>>>>

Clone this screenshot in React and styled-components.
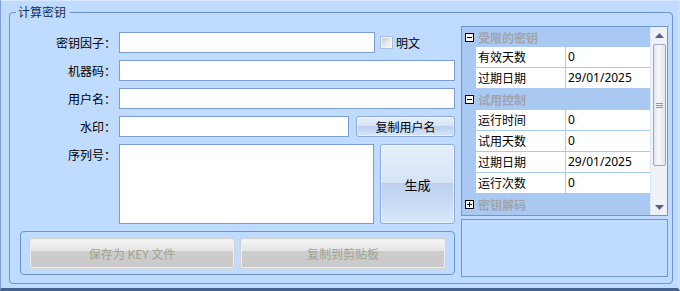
import React from "react";
import styled, { createGlobalStyle } from "styled-components";

const Global = createGlobalStyle`
  html, body { margin: 0; padding: 0; background: #bfdbff; }
  * { box-sizing: border-box; }
  body { font-family: "Noto Sans CJK SC", "Noto Sans", sans-serif; font-size: 12px; }
`;

const Window = styled.div`
  width: 680px;
  height: 291px;
  background: #bfdbff;
  border-left: 1px solid #7d9fd3;
  border-top: 1px solid #d8e9ff;
  border-bottom: 3px solid #44648f;
  border-right: 2px solid #cfe0f7;
  padding: 3px 0 0 8px;
`;

const Group = styled.fieldset`
  width: 664px;
  height: 280px;
  margin: 0;
  padding: 6px 3px 0 0;
  border: 1px solid #6b93d0;
  border-radius: 4px;
  min-width: 0;
`;

const Legend = styled.legend`
  margin-left: 6px;
  padding: 0 4px 0 2px;
  line-height: 16px;
  color: #15305a;
`;

const Body = styled.div`
  display: grid;
  grid-template-columns: 445px 207px;
  column-gap: 6px;
`;

const LeftCol = styled.div`
  display: flex;
  flex-direction: column;
`;

const Form = styled.div`
  display: grid;
  grid-template-columns: 106px 1fr;
  grid-template-rows: 21px 21px 21px 21px 80px;
  column-gap: 3px;
  row-gap: 7px;
  margin-top: 6px;
`;

const Label = styled.div`
  text-align: right;
  line-height: 21px;
  color: #000;
  align-self: start;
  white-space: nowrap;
`;

const Cell = styled.div`
  display: flex;
  align-items: ${(p) => (p.$top ? "stretch" : "center")};
  gap: ${(p) => p.$gap || 0}px;
`;

const TextBox = styled.input`
  width: ${(p) => p.$w}px;
  height: 21px;
  border: 1px solid #7a9ed6;
  background: #fff;
  padding: 0 3px;
  font: inherit;
  outline: none;
`;

const TextArea = styled.textarea`
  width: 255px;
  height: 80px;
  border: 1px solid #7a9ed6;
  background: #fff;
  resize: none;
  font: inherit;
  outline: none;
`;

const Check = styled.label`
  display: flex;
  align-items: center;
  gap: 3px;
  color: #000;
  line-height: 16px;
`;

const CheckBox = styled.span`
  width: 13px;
  height: 13px;
  border: 1px solid #a9bfdf;
  background: linear-gradient(135deg, #c2c6cc 0%, #e6e7e9 55%, #fbfbfb 100%);
  box-shadow: inset 0 0 0 1px #f4f6fa;
`;

const BlueButton = styled.button`
  width: ${(p) => p.$w}px;
  height: ${(p) => p.$h}px;
  padding: 0;
  border: 1px solid #8eaad6;
  border-radius: 3px;
  font: inherit;
  font-size: ${(p) => p.$fs || 12}px;
  color: #000;
  background: linear-gradient(
    to bottom,
    #e6effb 0%,
    #d6e4f7 48%,
    #bccfee 49%,
    #c7daf4 72%,
    #d8e9fd 100%
  );
  box-shadow: inset 0 0 0 1px rgba(255, 255, 255, 0.5);
`;

const ActionBox = styled.div`
  margin: 7px 0 0 10px;
  width: 435px;
  height: 44px;
  border: 1px solid #6b93d0;
  border-radius: 4px;
  padding: 6px 8px 0;
  display: flex;
  gap: 5px;
`;

const GrayButton = styled.button`
  flex: 1;
  height: 31px;
  padding: 0;
  border: 1px solid #d2d2d2;
  border-radius: 2px;
  font: inherit;
  color: #a3a393;
  background: linear-gradient(
    to bottom,
    #f6f6f6 0%,
    #e4e4e4 42%,
    #cdcdcd 43%,
    #c9c9c9 100%
  );
  box-shadow: inset 0 0 0 1px #efefef;
`;

const RightCol = styled.div`
  display: flex;
  flex-direction: column;
  gap: 3px;
`;

const PropGrid = styled.div`
  height: 190px;
  border: 1px solid #6f95cf;
  display: flex;
  overflow: hidden;
  background: #fff;
`;

const Rows = styled.div`
  flex: 1;
  display: flex;
  flex-direction: column;
`;

const CatRow = styled.div`
  flex: none;
  height: ${(p) => p.$h || 21}px;
  background: #a9c9f3;
  display: grid;
  grid-template-columns: 16px 1fr;
  align-items: center;
  font-weight: bold;
  color: #a0a5ad;
`;

const PropRow = styled.div`
  flex: none;
  height: 21px;
  display: grid;
  grid-template-columns: 14px 90px 1fr;
  border-bottom: 1px solid #a9c9f3;
  color: #000;
`;

const Margin = styled.div`
  background: #a9c9f3;
`;

const NameCell = styled.div`
  background: #fff;
  border-right: 1px solid #a9c9f3;
  padding-left: 2px;
  line-height: 20px;
  white-space: nowrap;
`;

const ValueCell = styled.div`
  background: #fff;
  padding-left: 2px;
  line-height: 20px;
  font-family: "Noto Sans", "Noto Sans CJK SC", sans-serif;
`;

const Toggle = styled.span`
  width: 9px;
  height: 9px;
  margin-left: 3px;
  border: 1px solid #000;
  background: #fff;
  position: relative;
  &::before {
    content: "";
    position: absolute;
    left: 1px;
    right: 1px;
    top: 3px;
    height: 1px;
    background: #000;
  }
  &::after {
    content: "";
    display: ${(p) => (p.$closed ? "block" : "none")};
    position: absolute;
    top: 1px;
    bottom: 1px;
    left: 3px;
    width: 1px;
    background: #000;
  }
`;

const ScrollBar = styled.div`
  width: 17px;
  flex: none;
  background: #eef2f8;
  border-left: 1px solid #e2e8f1;
  display: flex;
  flex-direction: column;
  align-items: center;
`;

const Arrow = styled.div`
  height: 16px;
  width: 100%;
  display: flex;
  align-items: center;
  justify-content: center;
`;

const Thumb = styled.div`
  width: 13px;
  height: 122px;
  margin-top: 1px;
  border: 1px solid #9aa9bf;
  border-radius: 2px;
  background: linear-gradient(to right, #dfe5ee 0%, #f4f6fa 40%, #e2e7ef 100%);
  display: flex;
  align-items: center;
  justify-content: center;
`;

const Track = styled.div`
  flex: 1;
`;

const Desc = styled.div`
  height: 58px;
  border: 1px solid #6f95cf;
  background: #bfdbff;
`;

const Grip = () => (
  <svg width="7" height="5" viewBox="0 0 7 5">
    <path d="M0 0.5H7M0 2.5H7M0 4.5H7" stroke="#8b97a8" strokeWidth="1" />
  </svg>
);

const UpArrow = () => (
  <svg width="9" height="5" viewBox="0 0 9 5">
    <path d="M4.5 0L9 5H0Z" fill="#4f6284" />
  </svg>
);

const DownArrow = () => (
  <svg width="9" height="5" viewBox="0 0 9 5">
    <path d="M0 0H9L4.5 5Z" fill="#4f6284" />
  </svg>
);

const props = [
  { cat: "受限的密钥", h: 20 },
  { name: "有效天数", value: "0" },
  { name: "过期日期", value: "29/01/2025" },
  { cat: "试用控制" },
  { name: "运行时间", value: "0" },
  { name: "试用天数", value: "0" },
  { name: "过期日期", value: "29/01/2025" },
  { name: "运行次数", value: "0" },
  { cat: "密钥解码", closed: true },
];

export default function App() {
  return (
    <>
      <Global />
      <Window>
        <Group>
          <Legend>计算密钥</Legend>
          <Body>
            <LeftCol>
              <Form>
                <Label>密钥因子：</Label>
                <Cell $gap={5}>
                  <TextBox $w={256} />
                  <Check>
                    <CheckBox />
                    明文
                  </Check>
                </Cell>
                <Label>机器码：</Label>
                <Cell>
                  <TextBox $w={336} />
                </Cell>
                <Label>用户名：</Label>
                <Cell>
                  <TextBox $w={336} />
                </Cell>
                <Label>水印：</Label>
                <Cell $gap={7}>
                  <TextBox $w={230} />
                  <BlueButton $w={99} $h={21}>复制用户名</BlueButton>
                </Cell>
                <Label>序列号：</Label>
                <Cell $top $gap={6}>
                  <TextArea />
                  <BlueButton $w={75} $h={80} $fs={13}>生成</BlueButton>
                </Cell>
              </Form>
              <ActionBox>
                <GrayButton disabled>保存为 KEY 文件</GrayButton>
                <GrayButton disabled>复制到剪贴板</GrayButton>
              </ActionBox>
            </LeftCol>
            <RightCol>
              <PropGrid>
                <Rows>
                  {props.map((p, i) =>
                    p.cat ? (
                      <CatRow key={i} $h={p.h}>
                        <Toggle $closed={p.closed} />
                        <span>{p.cat}</span>
                      </CatRow>
                    ) : (
                      <PropRow key={i}>
                        <Margin />
                        <NameCell>{p.name}</NameCell>
                        <ValueCell>{p.value}</ValueCell>
                      </PropRow>
                    )
                  )}
                </Rows>
                <ScrollBar>
                  <Arrow>
                    <UpArrow />
                  </Arrow>
                  <Thumb>
                    <Grip />
                  </Thumb>
                  <Track />
                  <Arrow>
                    <DownArrow />
                  </Arrow>
                </ScrollBar>
              </PropGrid>
              <Desc />
            </RightCol>
          </Body>
        </Group>
      </Window>
    </>
  );
}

<<<<

Copy each line that holds the word "React".

Clone this screenshot in React and styled-components.
import React from "react";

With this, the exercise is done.